● Given information:
•••••
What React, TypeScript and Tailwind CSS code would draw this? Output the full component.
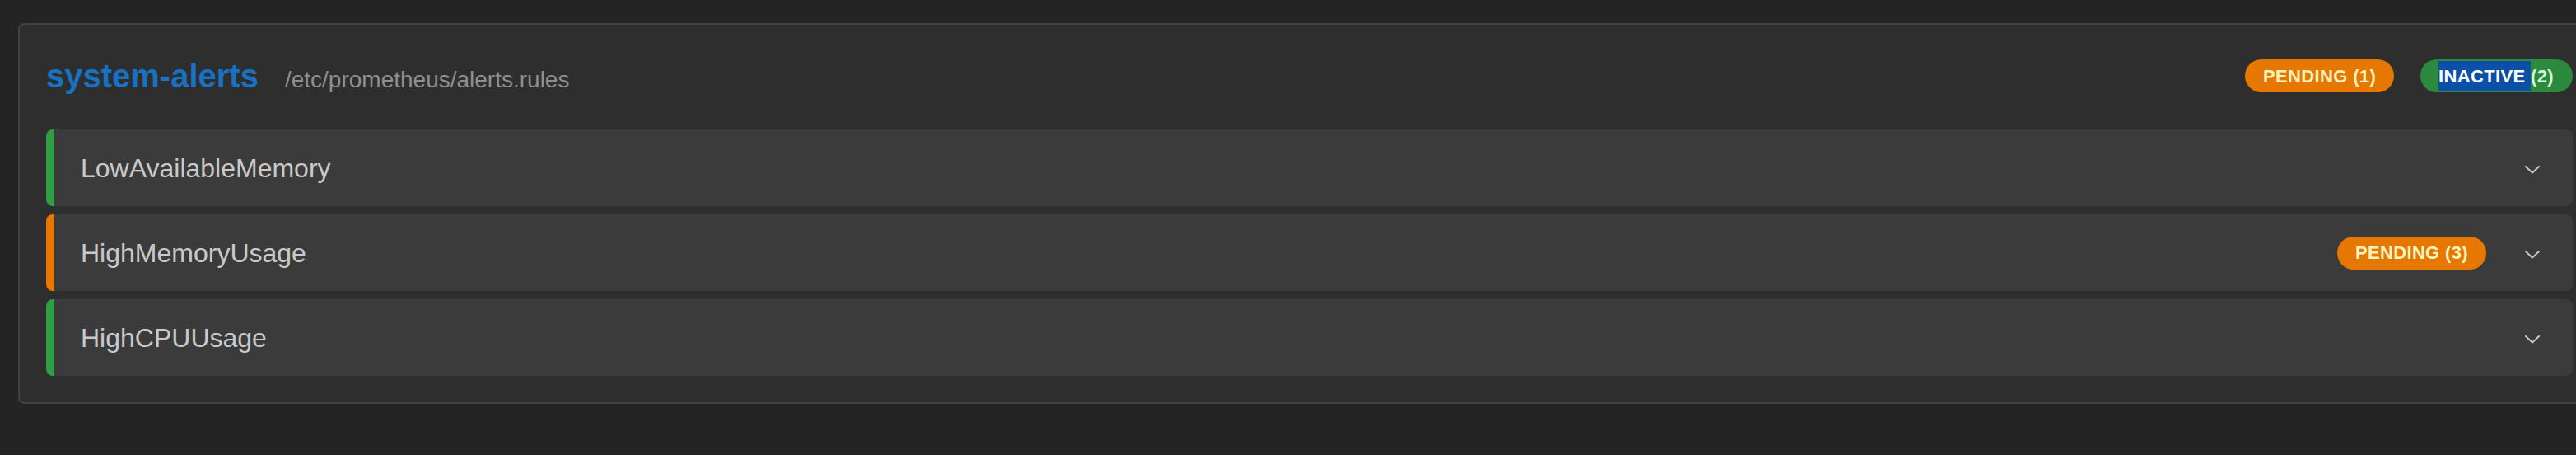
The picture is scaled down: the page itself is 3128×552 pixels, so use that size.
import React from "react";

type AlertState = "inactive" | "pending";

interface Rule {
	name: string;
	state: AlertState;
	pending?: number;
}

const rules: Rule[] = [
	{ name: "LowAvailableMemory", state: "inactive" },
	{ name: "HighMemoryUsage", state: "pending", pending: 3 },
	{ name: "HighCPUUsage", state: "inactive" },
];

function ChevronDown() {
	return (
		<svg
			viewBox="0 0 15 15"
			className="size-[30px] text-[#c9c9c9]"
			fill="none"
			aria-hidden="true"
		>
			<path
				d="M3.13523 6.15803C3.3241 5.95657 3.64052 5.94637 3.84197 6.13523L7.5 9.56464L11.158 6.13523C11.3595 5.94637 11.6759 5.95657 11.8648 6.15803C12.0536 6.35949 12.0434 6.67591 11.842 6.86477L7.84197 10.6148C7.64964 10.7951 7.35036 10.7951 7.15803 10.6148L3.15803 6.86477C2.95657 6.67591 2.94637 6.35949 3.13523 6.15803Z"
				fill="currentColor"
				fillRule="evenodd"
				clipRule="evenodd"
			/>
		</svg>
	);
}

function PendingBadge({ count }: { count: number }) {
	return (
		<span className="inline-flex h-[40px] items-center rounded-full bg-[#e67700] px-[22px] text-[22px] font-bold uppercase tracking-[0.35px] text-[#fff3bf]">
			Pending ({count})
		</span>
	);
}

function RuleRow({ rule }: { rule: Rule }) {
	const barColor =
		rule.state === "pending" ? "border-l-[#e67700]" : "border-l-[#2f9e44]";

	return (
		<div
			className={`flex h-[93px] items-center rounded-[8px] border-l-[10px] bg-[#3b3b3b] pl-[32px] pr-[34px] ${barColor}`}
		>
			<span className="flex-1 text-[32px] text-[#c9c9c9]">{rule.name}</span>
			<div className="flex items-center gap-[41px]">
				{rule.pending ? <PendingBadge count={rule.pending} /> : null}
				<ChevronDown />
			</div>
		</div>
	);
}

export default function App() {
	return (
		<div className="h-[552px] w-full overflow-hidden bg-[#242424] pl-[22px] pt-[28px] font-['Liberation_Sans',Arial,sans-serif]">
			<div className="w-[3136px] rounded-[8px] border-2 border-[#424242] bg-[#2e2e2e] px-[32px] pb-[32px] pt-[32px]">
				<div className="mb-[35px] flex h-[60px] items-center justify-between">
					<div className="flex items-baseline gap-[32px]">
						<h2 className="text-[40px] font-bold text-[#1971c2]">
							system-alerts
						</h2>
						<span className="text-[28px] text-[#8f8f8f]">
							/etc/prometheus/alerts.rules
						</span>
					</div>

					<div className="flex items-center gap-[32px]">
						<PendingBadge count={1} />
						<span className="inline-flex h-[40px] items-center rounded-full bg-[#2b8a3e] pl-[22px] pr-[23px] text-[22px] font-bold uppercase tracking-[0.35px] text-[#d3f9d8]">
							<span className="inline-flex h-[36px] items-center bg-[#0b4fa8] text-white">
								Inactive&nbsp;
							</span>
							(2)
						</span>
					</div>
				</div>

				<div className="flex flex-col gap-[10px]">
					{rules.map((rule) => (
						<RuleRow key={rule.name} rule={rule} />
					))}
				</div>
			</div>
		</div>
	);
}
•••••
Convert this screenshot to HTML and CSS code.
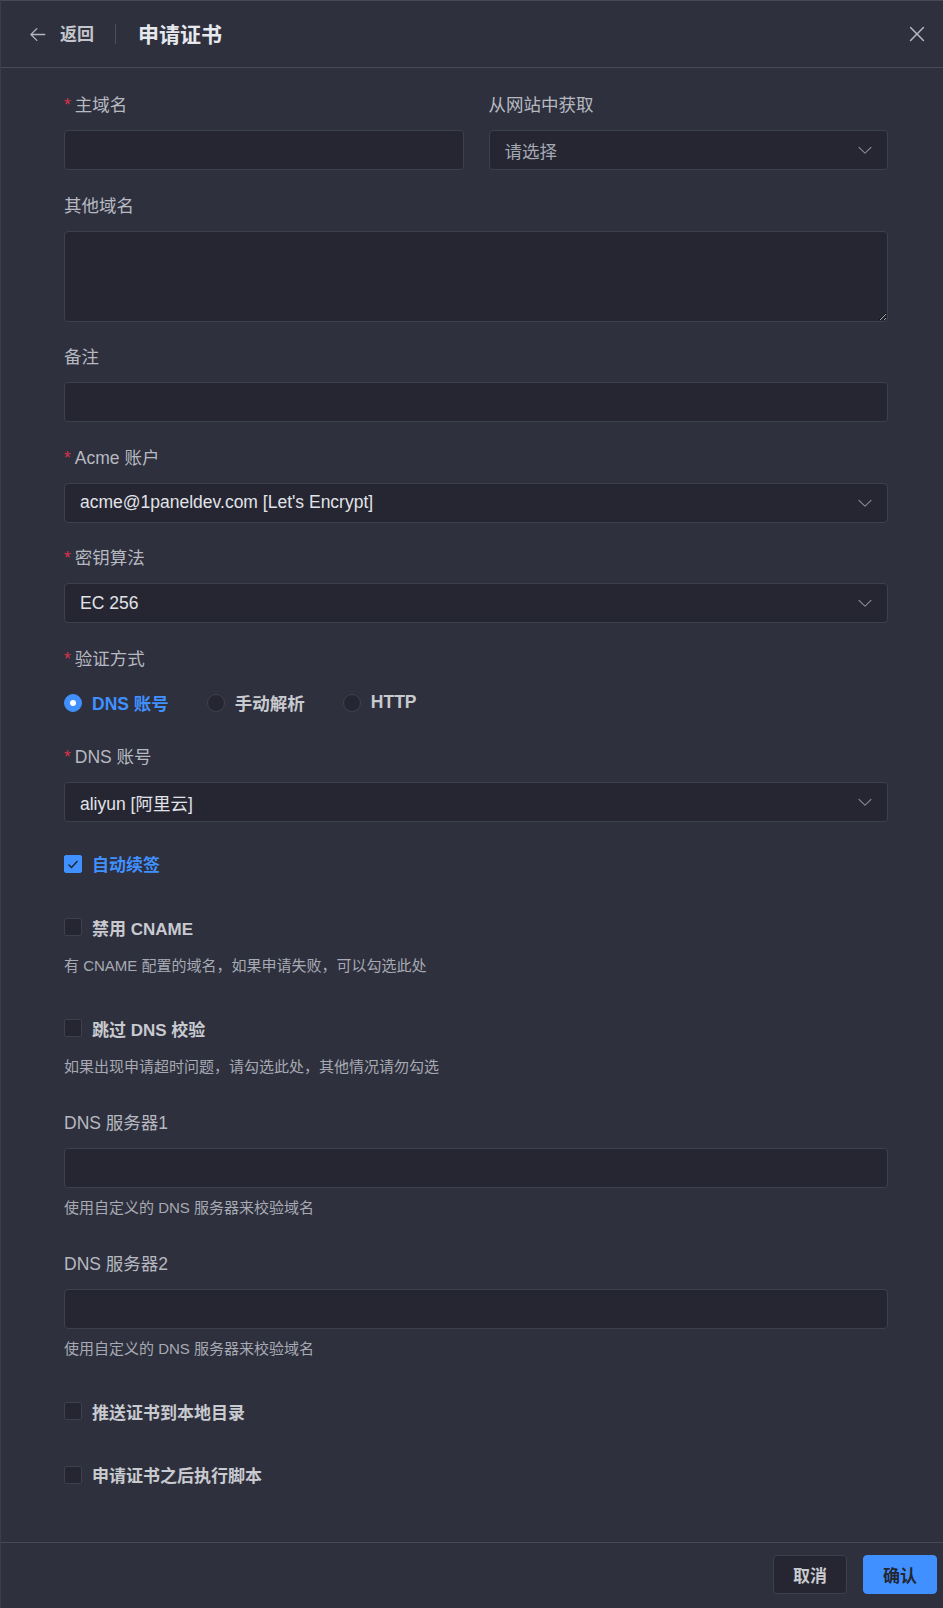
•••••
● What the task asks:
Count how many lines of the data include the word "size". Your reply should be that number alone.

● Solution to this task:
2